Social media sets off a chain reaction that magnifies customer experiences. The one-to-one conversation between friends and acquaintances has ballooned into the hundreds or thousands on Twitter, Facebook and elsewhere.

Churning customers provide insight, if it can be captured. At the moment a customer closes an account, the CSP records reason codes. Though not always reliable, reasons to switch give clues to network weakness and vulnerability to the competition.

The soft stuff really counts

Trivial offers can be infuriating to anyone who has suffered a series of disappointments, and now only craves serious attention. Customers rate “customer service, honesty, and trust” just below strong network performance when it comes to brand allegiance, according to a 2012 study “Customer Loyalty” by PricewaterhouseCoopers. The trouble is that perceptions vary. What one segment perceives as attentive service, for example, may seem annoying or intrusive to another.

Much can vary by a customer’s age group. Older users tend to value consistent customer support even more than younger customers do and are less impressed with incentives. They are also much less likely to switch than younger customers, viewing it as more of an inconvenience than an opportunity.

Fighting churn one caller at a time

Some of the most important battles against churn occur in call centers. There, each customer service representative makes immediate use of any knowledge – any that’s available at a glance.

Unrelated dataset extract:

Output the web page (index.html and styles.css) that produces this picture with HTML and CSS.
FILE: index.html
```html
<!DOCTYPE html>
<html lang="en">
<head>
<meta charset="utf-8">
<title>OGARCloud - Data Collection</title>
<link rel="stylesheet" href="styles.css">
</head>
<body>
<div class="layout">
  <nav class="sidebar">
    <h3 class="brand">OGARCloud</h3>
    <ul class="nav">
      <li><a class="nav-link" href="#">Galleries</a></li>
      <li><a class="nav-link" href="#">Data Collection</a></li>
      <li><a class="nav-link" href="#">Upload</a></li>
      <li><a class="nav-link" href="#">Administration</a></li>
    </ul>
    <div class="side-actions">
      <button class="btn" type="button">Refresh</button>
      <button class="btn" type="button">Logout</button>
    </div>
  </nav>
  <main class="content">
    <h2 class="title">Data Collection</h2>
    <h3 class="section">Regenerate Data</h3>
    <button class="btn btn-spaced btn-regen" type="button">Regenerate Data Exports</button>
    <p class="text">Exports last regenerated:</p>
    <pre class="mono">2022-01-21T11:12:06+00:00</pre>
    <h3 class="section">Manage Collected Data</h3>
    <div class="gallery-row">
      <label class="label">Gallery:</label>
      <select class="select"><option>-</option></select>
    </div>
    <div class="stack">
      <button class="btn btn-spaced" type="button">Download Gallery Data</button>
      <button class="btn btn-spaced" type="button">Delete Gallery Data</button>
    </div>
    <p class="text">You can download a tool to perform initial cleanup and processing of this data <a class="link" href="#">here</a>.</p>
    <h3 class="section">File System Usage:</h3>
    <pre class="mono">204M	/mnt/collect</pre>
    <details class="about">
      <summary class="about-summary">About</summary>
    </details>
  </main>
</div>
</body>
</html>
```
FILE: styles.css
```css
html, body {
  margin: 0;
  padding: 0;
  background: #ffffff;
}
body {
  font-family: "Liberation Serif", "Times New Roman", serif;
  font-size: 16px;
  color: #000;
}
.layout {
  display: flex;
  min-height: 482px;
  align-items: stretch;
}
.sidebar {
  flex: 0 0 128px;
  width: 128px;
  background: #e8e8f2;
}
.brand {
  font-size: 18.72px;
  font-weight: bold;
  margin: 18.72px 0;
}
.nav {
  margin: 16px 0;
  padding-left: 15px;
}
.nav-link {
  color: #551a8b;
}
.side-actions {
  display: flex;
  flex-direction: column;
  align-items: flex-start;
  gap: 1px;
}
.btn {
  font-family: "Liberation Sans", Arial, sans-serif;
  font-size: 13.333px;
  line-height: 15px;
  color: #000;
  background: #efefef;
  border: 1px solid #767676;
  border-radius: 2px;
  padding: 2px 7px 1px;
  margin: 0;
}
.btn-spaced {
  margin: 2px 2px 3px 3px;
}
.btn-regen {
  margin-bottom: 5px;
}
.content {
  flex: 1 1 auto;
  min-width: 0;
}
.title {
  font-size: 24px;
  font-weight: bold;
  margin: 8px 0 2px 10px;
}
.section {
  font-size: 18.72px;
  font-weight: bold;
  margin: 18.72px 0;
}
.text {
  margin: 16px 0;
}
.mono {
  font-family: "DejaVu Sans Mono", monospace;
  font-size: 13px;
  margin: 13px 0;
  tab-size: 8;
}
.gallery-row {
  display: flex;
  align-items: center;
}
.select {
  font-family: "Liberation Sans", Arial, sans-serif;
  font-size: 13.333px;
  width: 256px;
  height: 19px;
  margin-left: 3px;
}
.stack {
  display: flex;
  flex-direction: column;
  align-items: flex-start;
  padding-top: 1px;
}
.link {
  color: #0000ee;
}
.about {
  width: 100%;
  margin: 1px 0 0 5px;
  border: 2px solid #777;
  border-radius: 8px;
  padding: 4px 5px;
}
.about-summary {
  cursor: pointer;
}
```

Those few moments are critical. Customers who call with a problem and hang up with a satisfactory solution are more loyal than those who’ve never had a problem at all. Satisfy the caller’s need and the caller will keep coming back – but only if the representative has a full view of the customer and knows what can be offered.

Angel or demon? A delicate issue in this business is that some customers just aren’t worth saving. The opposite of the highly profitable angels are the demons. The demons are not only less profitable than average, the provider actually loses money on them.

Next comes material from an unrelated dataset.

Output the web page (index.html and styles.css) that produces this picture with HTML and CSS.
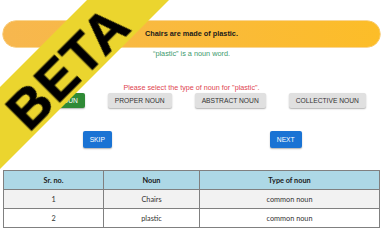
FILE: index.html
```html
<!DOCTYPE html>
<html lang="en">
<head>
  <meta charset="UTF-8">
  <title>Noun quiz</title>
  <link rel="stylesheet" href="styles.css">
</head>
<body>
  <div class="beta">BETA</div>
  <div class="container">
    <div class="sentence">Chairs are made of plastic.</div>
    <p class="hint">“plastic” is a noun word.</p>

    <p class="prompt">Please select the type of noun for "plastic".</p>
    <div class="choices">
      <button class="choice correct">COMMON NOUN</button>
      <button class="choice">PROPER NOUN</button>
      <button class="choice">ABSTRACT NOUN</button>
      <button class="choice">COLLECTIVE NOUN</button>
    </div>

    <div class="nav">
      <div><button class="nav-btn">SKIP</button></div>
      <div><button class="nav-btn">NEXT</button></div>
    </div>

    <table class="results">
      <tr><th>Sr. no.</th><th>Noun</th><th>Type of noun</th></tr>
      <tr><td>1</td><td>Chairs</td><td>common noun</td></tr>
      <tr><td>2</td><td>plastic</td><td>common noun</td></tr>
    </table>
  </div>
</body>
</html>
```

FILE: styles.css
```css
body { margin: 0; font-family: "Liberation Sans", Arial, sans-serif; background: #fff; color: #222; }
.container { margin: 0 4px 0 3px; padding-top: 21px; }
.sentence { height: 26px; line-height: 26px; border-radius: 13px; background: linear-gradient(to right, #f7b74f, #fcbd28); text-align: center; font-weight: bold; font-size: 7.3px; color: #1a1a1a; box-shadow: 0 0 0 0.5px #f3ad2a; }
.hint { margin: 2px 0 0; text-align: center; font-size: 7.3px; line-height: 10px; color: #3c9a6c; }
.prompt { margin: 24px 0 0; text-align: center; font-size: 7.2px; line-height: 10px; color: #e0444f; }
.choices { display: flex; justify-content: center; gap: 23px; margin-top: 0; padding-left: 1px; }
.choice { font-family: "Liberation Sans", Arial, sans-serif; font-size: 6.7px; height: 15px; padding: 0 7px; border: none; border-radius: 2px; background: #e0e0e0; color: #333; box-shadow: 0 1px 1.5px rgba(0,0,0,0.3); }
.choice.correct { background: #2f8a36; color: #fff; }
.nav { display: grid; grid-template-columns: 1fr 1fr; margin-top: 23px; }
.nav div { display: flex; justify-content: center; }
.nav-btn { font-family: "Liberation Sans", Arial, sans-serif; font-size: 6.7px; height: 17px; padding: 0 7px; border: none; border-radius: 2px; background: #1a73d4; color: #fff; box-shadow: 0 1px 1.5px rgba(0,0,0,0.3); }
.results { width: 100%; margin-top: 22px; border-collapse: collapse; font-family: Lato, "Liberation Sans", sans-serif; font-size: 7.3px; }
.results th, .results td { height: 18px; padding: 0; border: 1px solid #808080; text-align: center; color: #333; }
.results th { background: #add8e6; color: #1a1a1a; font-weight: bold; }
.results tr:nth-child(2) td { background: #f2f2f2; }
.results th:nth-child(1) { width: 99px; }
.results th:nth-child(2) { width: 95px; }
.beta { position: fixed; left: -86px; top: 35px; width: 300px; height: 58px; line-height: 68px; transform: rotate(-45deg); background: #ebd52e; color: #000; text-align: center; font-weight: bold; font-size: 54px; letter-spacing: 1px; font-family: "Liberation Sans", Arial, sans-serif; -webkit-text-stroke: 1px #000; z-index: 10; }
```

A 2011 Pitney-Bowes whitepaper, “Customer Centricity in the Telecommunications Industry,” proposes estimating each segment’s lifetime value. The formula involves ARPU (average revenue per user), churn and retention rates, CPGA (cost per gross add), revenue and other common data. Both new and traditional metrics are ultimately just trivia unless they’re actionable and such action usually takes place first in the call centre.

Recommendations

  • Make self-service data discovery a part of everyone’s job. Make it easy to use any source of data necessary without delay. Give them a tool for dragging and dropping sources into a data mashup, not a form for asking and waiting for IT.
  • Provide visualised data. Help ordinary business users to intuitively grasp statistical significance without requiring deep knowledge of statistics.
  • Utilise the power of predictive analytics. Advanced predictive models help to pinpoint opportunities and risks by uncovering hidden relationships, patterns and emerging trends that might be otherwise go undiscovered.
  • Encourage the proliferation of insights. Most organisations contain enormous knowledge and insight within them, but much of it is stuck in silos. Contextual collaboration on an analytics platform extracts it and puts it to use throughout the organisation.

Real competitors don’t wait for that fatal moment of customer defection. They look far into the data to spot triggers and events that warn of imminent churn, realizing real insight into the unknown. Analysts integrate the data they need, as they need it without help from IT.

The modern analytic platform propagates insights in role-based and secure views wherever they’re needed, and wherever analysis might incite collaboration. The quality of interaction rises and loyalty grows when the company shows it truly knows what each customer needs.